Caveman thinking and recruitment: Four primitive behaviours to avoid
Caveman thinking – that oft-used excuse for primitive behaviours – cropped up during conversations in the office this week. A client had discussed with one of the team a training session which cited research into unconscious bias in recruitment on the basis of ethnicity.
The research found discrimination occurred when two identical CVs were given to employers, one with a more traditionally white British name and one suggesting an Afro-Caribbean background. The research proposed that this was rooted in our Paleolithic past – the fear of strangers from outside the tribe – and that our brains still have this instinct, despite our knowing that this prejudice has no place in modern society.
The caveman brain has long been used to rationalise unacceptable conduct, such as infidelity or violence, and to attribute these to instincts that we can do nothing about.
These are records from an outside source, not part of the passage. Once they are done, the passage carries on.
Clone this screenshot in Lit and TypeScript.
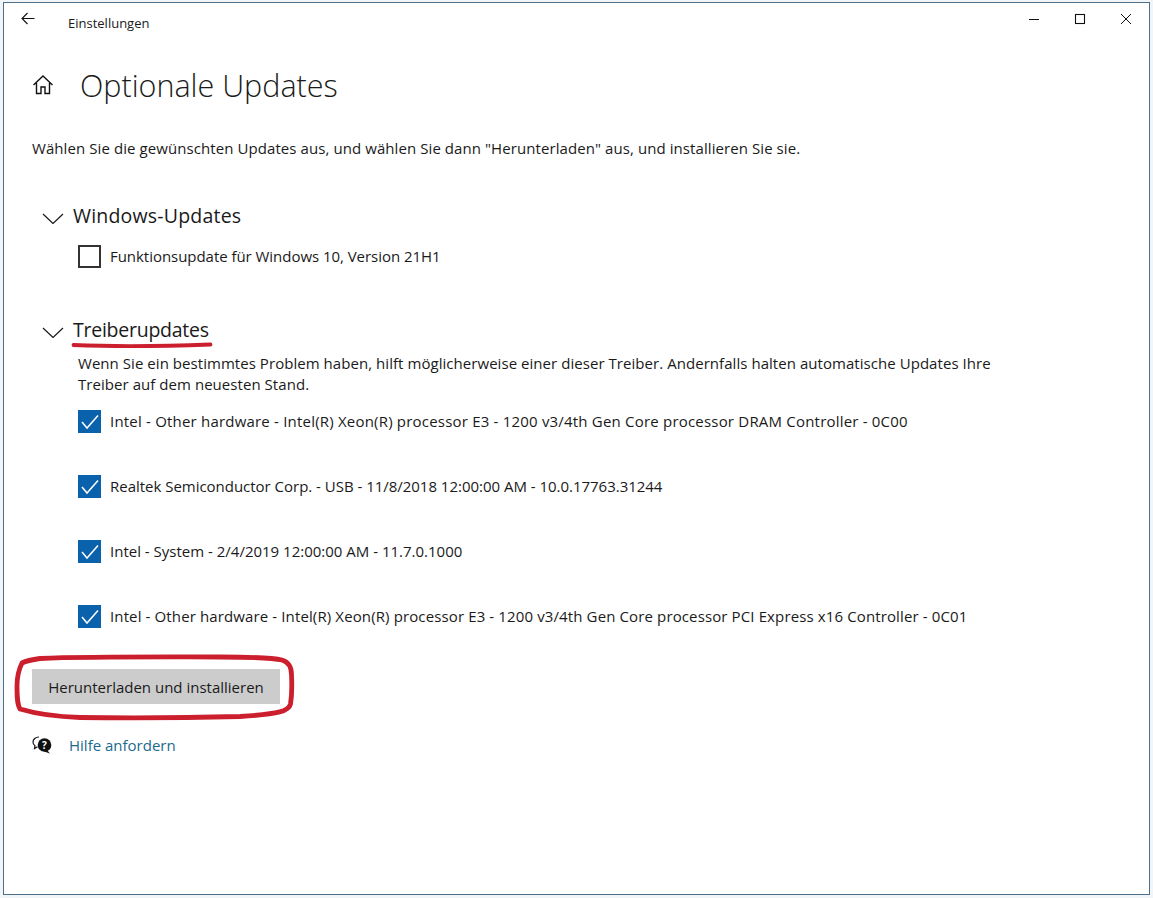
import { LitElement, html, css, svg } from "lit";
import { customElement } from "lit/decorators.js";

const chevron = html`<svg class="chev" width="22" height="12" viewBox="0 0 22 12"><path d="M1 2l10 9.500L21 2" fill="none" stroke="#1a1a1a" stroke-width="1.200"/></svg>`;
const check = html`<svg width="23" height="23" viewBox="0 0 23 23"><path d="M4 12l5 6L20 5.500" fill="none" stroke="#fff" stroke-width="1.500"/></svg>`;

const drivers = [
  { text: "Intel - Other hardware - Intel(R) Xeon(R) processor E3 - 1200 v3/4th Gen Core processor DRAM Controller - 0C00", ls: 0.2 },
  { text: "Realtek Semiconductor Corp. - USB - 11/8/2018 12:00:00 AM - 10.0.17763.31244", ls: -0.02 },
  { text: "Intel - System - 2/4/2019 12:00:00 AM - 11.7.0.1000", ls: 0 },
  { text: "Intel - Other hardware - Intel(R) Xeon(R) processor E3 - 1200 v3/4th Gen Core processor PCI Express x16 Controller - 0C01", ls: 0.124 },
];

@customElement("app-root")
export class AppRoot extends LitElement {
  static styles = css`
    :host {
      display: block;
      width: 1153px;
      height: 898px;
      box-sizing: border-box;
      padding: 2px 3px 3px 3px;
      background: #f2f5f7;
      font-family: "Open Sans", "Noto Sans", sans-serif;
      color: #1a1a1a;
      position: relative;
      overflow: hidden;
    }
    .window {
      height: 100%;
      box-sizing: border-box;
      background: #fff;
      border: 1px solid #4d6f8a;
      display: flex;
      flex-direction: column;
    }
    .titlebar {
      display: flex;
      align-items: flex-start;
      height: 43px;
      flex: none;
    }
    .back { margin: 9px 0 0 17px; width: 14px; height: 13px; display: block; }
    .app { margin: 12px 0 0 33px; font-size: 13px; line-height: 17px; flex: 1; }
    .controls { display: flex; }
    .ctl { width: 46px; height: 32px; display: flex; align-items: center; justify-content: center; }
    .main { padding-left: 28px; display: flex; flex-direction: column; }
    .head { display: flex; align-items: center; height: 44px; margin-top: 17px; }
    .home { display: block; width: 22px; height: 22px; margin-right: 26px; }
    h1 { margin: 0; font-size: 30.500px; font-weight: 300; line-height: 44px; }
    .desc { margin: 31px 0 0; font-size: 15px; line-height: 20px; letter-spacing: 0.08px; }
    .sec { display: flex; align-items: center; height: 28px; margin-left: 10px; }
    .sec .chev { margin-right: 9px; margin-top: 3px; }
    .sec span { font-size: 19.500px; line-height: 28px; }
    .w { letter-spacing: 0.2px; }
    .t { letter-spacing: -0.25px; }
    .s1 { margin-top: 44px; }
    .s2 { margin-top: 48px; }
    .row { display: flex; align-items: center; height: 23px; margin-left: 46px; font-size: 15px; }
    .row .label { margin-bottom: 2px; }
    .box { width: 23px; height: 23px; box-sizing: border-box; margin-right: 9px; flex: none; }
    .box.off { border: 2px solid #333; }
    .box.on { background: #0a62ad; }
    .s1row { margin-top: 15px; letter-spacing: -0.04px; }
    .note { margin: 9px 0 0 46px; width: 930px; font-size: 15px; line-height: 21px; letter-spacing: 0.05px; }
    .list { display: flex; flex-direction: column; gap: 42px; margin-top: 15px; }
    .btn { width: 248px; height: 35px; margin-top: 41px; background: #ccc; font-size: 15px; display: flex; align-items: center; justify-content: center; }
    .help { display: flex; align-items: center; height: 20px; margin-top: 31px; }
    .help svg { display: block; margin-right: 17px; }
    .help a { color: #1b6a8c; font-size: 15px; text-decoration: none; }
    .marks { position: absolute; left: 0; top: 0; pointer-events: none; }
  `;

  render() {
    return html`
      <div class="window">
        <div class="titlebar">
          <svg class="back" viewBox="0 0 14 13"><path d="M13.500 6.500H1M6.500 1L1 6.500 6.500 12" fill="none" stroke="#111" stroke-width="1.100"/></svg>
          <div class="app">Einstellungen</div>
          <div class="controls">
            <div class="ctl"><svg width="12" height="12" viewBox="0 0 12 12"><path d="M1 6.500h10" stroke="#111" stroke-width="1"/></svg></div>
            <div class="ctl"><svg width="12" height="12" viewBox="0 0 12 12"><rect x="1.500" y="1.500" width="9" height="9" fill="none" stroke="#111" stroke-width="1.100"/></svg></div>
            <div class="ctl"><svg width="12" height="12" viewBox="0 0 12 12"><path d="M1 1l10 10M11 1L1 11" stroke="#111" stroke-width="1"/></svg></div>
          </div>
        </div>
        <div class="main">
          <div class="head">
            <svg class="home" viewBox="0 0 22 22"><path d="M1.500 11L11 2l9.500 9M4.500 9v10.500h4.500v-6.500h4v6.500h4.500V9" fill="none" stroke="#111" stroke-width="1.400"/></svg>
            <h1>Optionale Updates</h1>
          </div>
          <p class="desc">Wählen Sie die gewünschten Updates aus, und wählen Sie dann "Herunterladen" aus, und installieren Sie sie.</p>
          <div class="sec s1">${chevron}<span class="w">Windows-Updates</span></div>
          <div class="row s1row"><div class="box off"></div><div class="label">Funktionsupdate für Windows 10, Version 21H1</div></div>
          <div class="sec s2">${chevron}<span class="t">Treiberupdates</span></div>
          <p class="note">Wenn Sie ein bestimmtes Problem haben, hilft möglicherweise einer dieser Treiber. Andernfalls halten automatische Updates Ihre Treiber auf dem neuesten Stand.</p>
          <div class="list">
            ${drivers.map((d) => html`<div class="row" style="letter-spacing:${d.ls}px"><div class="box on">${check}</div><div class="label">${d.text}</div></div>`)}
          </div>
          <div class="btn">Herunterladen und installieren</div>
          <div class="help">
            <svg width="20" height="18" viewBox="0 0 20 18">
              <path d="M7 1C3.500 1 1 3.200 1 6c0 1.600.8 3 2 3.800L2.500 12.500 5.500 10.700" fill="none" stroke="#111" stroke-width="1.200"/>
              <circle cx="12.500" cy="9" r="6.800" fill="#111"/>
              <path d="M15 14l3 3.500-6-2z" fill="#111"/>
              <text x="12.500" y="12.500" font-size="10" font-weight="700" fill="#fff" text-anchor="middle">?</text>
            </svg>
            <a>Hilfe anfordern</a>
          </div>
        </div>
      </div>
      <svg class="marks" width="1153" height="898" viewBox="0 0 1153 898">
        ${svg`<path d="M73.500 345C110 346.500 170 346 210.500 344.500" fill="none" stroke="#cc1f2e" stroke-width="3.800" stroke-linecap="round"/>
        <path d="M40 658.500C90 656.500 160 657 220 657 250 657 272 657.500 282 660 289 662 291.500 667 291.500 675 292 685 292 695 290.500 704 289 711 280 714 240 716.500 180 718 120 718 80 717.500 50 716.500 30 712 20 709 17 704 17 696 17 686 17 676 19 669 22 663 27 660.500 33 659.500 40 658.500Z" fill="none" stroke="#cc1f2e" stroke-width="4.800"/>`}
      </svg>
    `;
  }
}
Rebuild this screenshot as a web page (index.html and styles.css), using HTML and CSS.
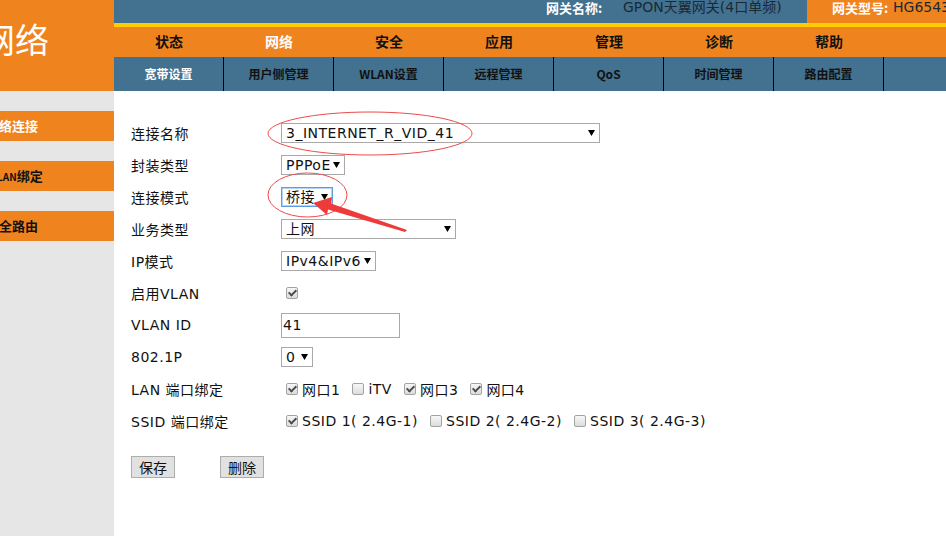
FILE: index.html
```html
<!DOCTYPE html>
<html lang="zh-CN">
<head>
    <meta charset="UTF-8">
    <meta name="viewport" content="width=device-width, initial-scale=1.0">
    <title>网络 - 宽带设置</title>
    <link rel="stylesheet" href="styles.css">
</head>
<body>
    <div class="page">
        <div class="logo"><span>网络</span></div>

        <div class="header">
            <div class="topbar">
                <span class="tb-label">网关名称:</span>
                <span class="tb-value">GPON天翼网关(4口单频)</span>
                <div class="tb-model">
                    <span class="tb-label short">网关型号:</span>
                    <span class="tb-value">HG6543C</span>
                </div>
            </div>
            <div class="nav">
                <a>状态</a>
                <a class="active">网络</a>
                <a>安全</a>
                <a>应用</a>
                <a>管理</a>
                <a>诊断</a>
                <a>帮助</a>
            </div>
            <div class="subnav">
                <a class="active">宽带设置</a>
                <a>用户侧管理</a>
                <a>WLAN设置</a>
                <a>远程管理</a>
                <a>QoS</a>
                <a>时间管理</a>
                <a>路由配置</a>
            </div>
        </div>

        <div class="sidebar">
            <div class="side-item active"><span>网络连接</span></div>
            <div class="side-item"><span class="lan"><small>LAN</small>绑定</span></div>
            <div class="side-item"><span>安全路由</span></div>
        </div>

        <div class="content">
            <div class="row">
                <label class="lbl">连接名称</label>
                <span class="sel"><select class="w-name"><option>3_INTERNET_R_VID_41</option></select></span>
            </div>
            <div class="row">
                <label class="lbl">封装类型</label>
                <span class="sel"><select class="w-pppoe"><option>PPPoE</option></select></span>
            </div>
            <div class="row">
                <label class="lbl">连接模式</label>
                <span class="sel"><select class="w-mode focus"><option>桥接</option></select></span>
            </div>
            <div class="row">
                <label class="lbl">业务类型</label>
                <span class="sel"><select class="w-type"><option>上网</option></select></span>
            </div>
            <div class="row">
                <label class="lbl">IP模式</label>
                <span class="sel"><select class="w-ip"><option>IPv4&amp;IPv6</option></select></span>
            </div>
            <div class="row">
                <label class="lbl">启用VLAN</label>
                <label class="chk"><input type="checkbox" checked></label>
            </div>
            <div class="row">
                <label class="lbl">VLAN ID</label>
                <input class="text" type="text" value="41">
            </div>
            <div class="row">
                <label class="lbl">802.1P</label>
                <span class="sel"><select class="w-pri"><option>0</option></select></span>
            </div>
            <div class="row">
                <label class="lbl">LAN 端口绑定</label>
                <label class="chk"><input type="checkbox" checked>网口1</label>
                <label class="chk"><input type="checkbox">iTV</label>
                <label class="chk"><input type="checkbox" checked>网口3</label>
                <label class="chk"><input type="checkbox" checked>网口4</label>
            </div>
            <div class="row">
                <label class="lbl">SSID 端口绑定</label>
                <label class="chk"><input type="checkbox" checked>SSID 1( 2.4G-1)</label>
                <label class="chk"><input type="checkbox">SSID 2( 2.4G-2)</label>
                <label class="chk"><input type="checkbox">SSID 3( 2.4G-3)</label>
            </div>
            <div class="actions">
                <button class="btn">保存</button>
                <button class="btn">删除</button>
            </div>
        </div>
    </div>

    <!-- annotation drawn over the screenshot -->
    <svg class="marks" width="946" height="536" viewBox="0 0 946 536">
        <ellipse cx="370" cy="133.5" rx="102" ry="21.5" fill="none" stroke="#ec4b4b" stroke-width="1"/>
        <ellipse cx="307.5" cy="195" rx="39.5" ry="22" fill="none" stroke="#ec4b4b" stroke-width="1"/>
        <polygon points="313,203 332,197 331,203.5 407,230 405,232 328,209.5 327,215" fill="#ef3a3a"/>
    </svg>
</body>
</html>
```

FILE: styles.css
```css
* {
    box-sizing: border-box;
}

body {
    margin: 0;
    width: 946px;
    height: 536px;
    overflow: hidden;
    position: relative;
    background: #fff;
    color: #111;
    font-family: "DejaVu Sans", "Noto Sans CJK SC", sans-serif;
    font-size: 14px;
}

.page {
    display: grid;
    grid-template-columns: 114px 1fr;
    grid-template-rows: 91px 1fr;
    height: 536px;
}

/* left logo block */
.logo {
    background: #ef841e;
    color: #fff;
    overflow: hidden;
    white-space: nowrap;
    padding-top: 22px;
    font-family: "Noto Sans CJK SC", sans-serif;
    font-size: 34px;
    line-height: 34px;
}

.logo span {
    display: inline-block;
    margin-left: -19px;
}

/* header */
.topbar {
    display: flex;
    height: 23px;
    padding-left: 432px;
    background: #42728f;
    line-height: 15px;
    white-space: nowrap;
    overflow: hidden;
}

.tb-label {
    width: 77px;
    flex-shrink: 0;
    color: #fff;
    font-weight: bold;
    font-size: 13px;
    font-family: "Noto Sans CJK SC", sans-serif;
}

.tb-label.short {
    width: 61px;
}

.tb-value {
    color: #1b2836;
    font-size: 14px;
}

.tb-model {
    display: flex;
    margin-left: auto;
    width: 139px;
    flex-shrink: 0;
    padding-left: 25px;
    background: #ef841e;
    overflow: hidden;
}

.nav {
    display: flex;
    height: 34px;
    border-top: 4px solid #ffcc00;
    background: #ef841e;
}

.nav a,
.subnav a {
    width: 110px;
    flex-shrink: 0;
    text-align: center;
    font-weight: bold;
    color: #111;
    font-family: "Noto Sans CJK SC", sans-serif;
}

.nav a {
    font-size: 14px;
    line-height: 28px;
}

.subnav {
    display: flex;
    height: 34px;
    background: #42728f;
}

.subnav a {
    border-right: 1px solid #000;
    font-size: 12px;
    line-height: 34px;
}

.nav a.active,
.subnav a.active {
    color: #fff;
}

/* sidebar */
.sidebar {
    background: #e6e6e6;
    padding-top: 20px;
}

.side-item {
    height: 30px;
    margin-bottom: 20px;
    background: #ef841e;
    overflow: hidden;
    white-space: nowrap;
    line-height: 30px;
    font-size: 13px;
    font-weight: bold;
    color: #111;
    font-family: "Noto Sans CJK SC", sans-serif;
}

.side-item.active {
    color: #fff;
}

.side-item span {
    display: inline-block;
    margin-left: -14px;
}

.side-item span.lan {
    margin-left: -3px;
}

.side-item small {
    font-size: 10px;
}

/* form */
.content {
    padding: 26px 0 0 17px;
}

.row {
    display: flex;
    align-items: center;
    height: 32px;
    letter-spacing: .5px;
    white-space: nowrap;
}

.lbl {
    width: 150px;
    flex-shrink: 0;
}

.sel {
    position: relative;
    display: inline-block;
    height: 20px;
}

.sel::after {
    content: "";
    position: absolute;
    right: 5px;
    top: 7px;
    width: 7px;
    height: 6px;
    background: #000;
    clip-path: polygon(0 0, 100% 0, 50% 100%);
}

.sel select {
    display: block;
    appearance: none;
    -webkit-appearance: none;
    height: 20px;
    margin: 0;
    padding: 0 0 0 4px;
    border: 1px solid #a9a9a9;
    border-radius: 0;
    background: #fff;
    color: #111;
    font: inherit;
    letter-spacing: inherit;
    outline: none;
}

.sel select.focus {
    border-color: #5b9ce6;
    box-shadow: inset 0 0 0 1px #b7d3f4;
}

.w-name { width: 319px; }
.w-pppoe { width: 64px; }
.w-mode { width: 52px; }
.w-type { width: 175px; }
.w-ip { width: 95px; }
.w-pri { width: 32px; }

.text {
    width: 119px;
    height: 25px;
    margin: 0;
    padding: 0 1px;
    border: 1px solid #a9a9a9;
    color: #111;
    font: inherit;
    letter-spacing: inherit;
}

.chk {
    display: inline-flex;
    align-items: center;
    margin-right: 7px;
}

.chk input {
    appearance: none;
    -webkit-appearance: none;
    position: relative;
    width: 12px;
    height: 12px;
    margin: 0 4px 0 5px;
    border: 1px solid #a3a3a3;
    border-radius: 2px;
    background: linear-gradient(#f7f7f7, #dcdcdc);
}

.chk input:checked::after {
    content: "";
    position: absolute;
    left: 3px;
    top: 0;
    width: 3px;
    height: 6px;
    border: solid #4d4d4d;
    border-width: 0 2px 2px 0;
    transform: rotate(45deg);
}

.actions {
    display: flex;
    gap: 45px;
    margin-top: 19px;
}

.btn {
    width: 44px;
    height: 22px;
    padding: 0;
    border: 1px solid #adadad;
    background: #e1e1e1;
    color: #111;
    font: inherit;
    font-family: "Noto Sans CJK SC", sans-serif;
}

.marks {
    position: absolute;
    left: 0;
    top: 0;
    pointer-events: none;
}
```
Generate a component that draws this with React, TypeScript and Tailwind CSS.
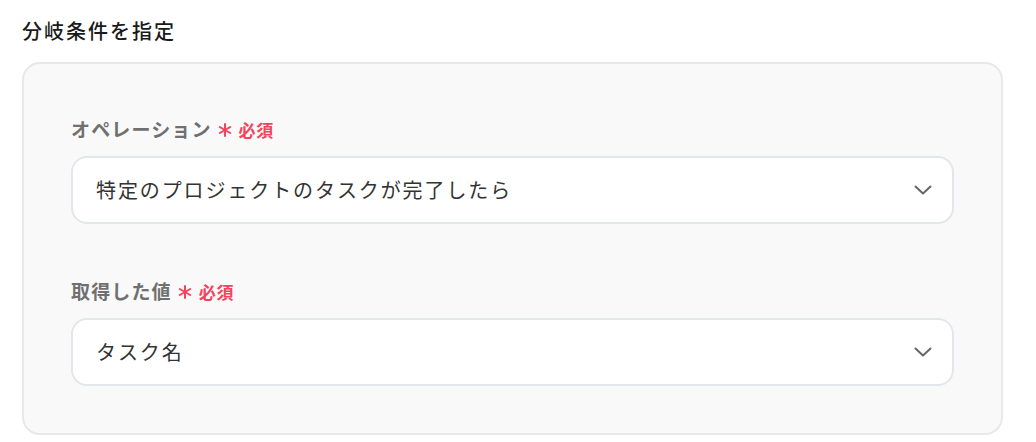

Well, we’ve learned a thing or two as a species in the past few thousand years and we know enough about ourselves to be able to identify and remedy bad behaviour.
Psychologist and journalist David McRaney, author of You Are Now Less Dumb, has written about predictable patterns of thought that we unconsciously fall back on to help us to navigate complicated, nuanced decisions and conclusions. The way these are played out in our everyday lives is easy to see and they can equally be applied to the workplace and recruitment. So, with that in mind, here are four caveman thinking behaviours that could be affecting you.
We all know what it’s like to try to do the right thing: improving our diet, not printing off emails, that sort of thing. But it’s not easy to enter these brave new worlds and the term extinction burst relates to our tendency, while attempting to establish better habits, to revert to safe old behaviours.
Are you spending large amounts of money on traditional advertising methods? Remember that 70% of the UK’s workforce is passive; they’re not actively looking for a new role and won’t be scouring job boards and newspapers. Using a modern, professional recruitment agency will help you tap into these talented people who are happy in their role but will move for the right job.
This is the practice of relying too much on a single piece of information when making decisions. It harks back to when our hunter-gatherer ancestors lacked the time – and knowledge – to make more informed decisions.
When you’re looking for that bright new team member, is there one thing on the personal spec that you’re insisting on because you think no one without it could do the job? Ask yourself, do you really need someone with a degree? Do they have to have eight years’ experience? A little flexibility in your requirements could help you appoint a superstar in the making who simply didn’t go to uni.
We’ve all heard the term “jump on the bandwagon”. In caveman thinking, we feel safer and more secure when we’re doing what everyone else is doing because if everyone is doing it then it must be right, right? Well, not necessarily.
Make sure you’re doing what’s best for you and your business. Perhaps others are using career experience as the way to determine future success but you want something different from your appointment. Emotional intelligence is increasingly becoming the yardstick by which candidates are assessed. Don’t be scared of using these new methods in your recruitment practices, just because the majority aren’t.
This is the tendency to prefer immediate pay-offs than to play the long game for a better result. It’s essentially a grander way of describing short-termism.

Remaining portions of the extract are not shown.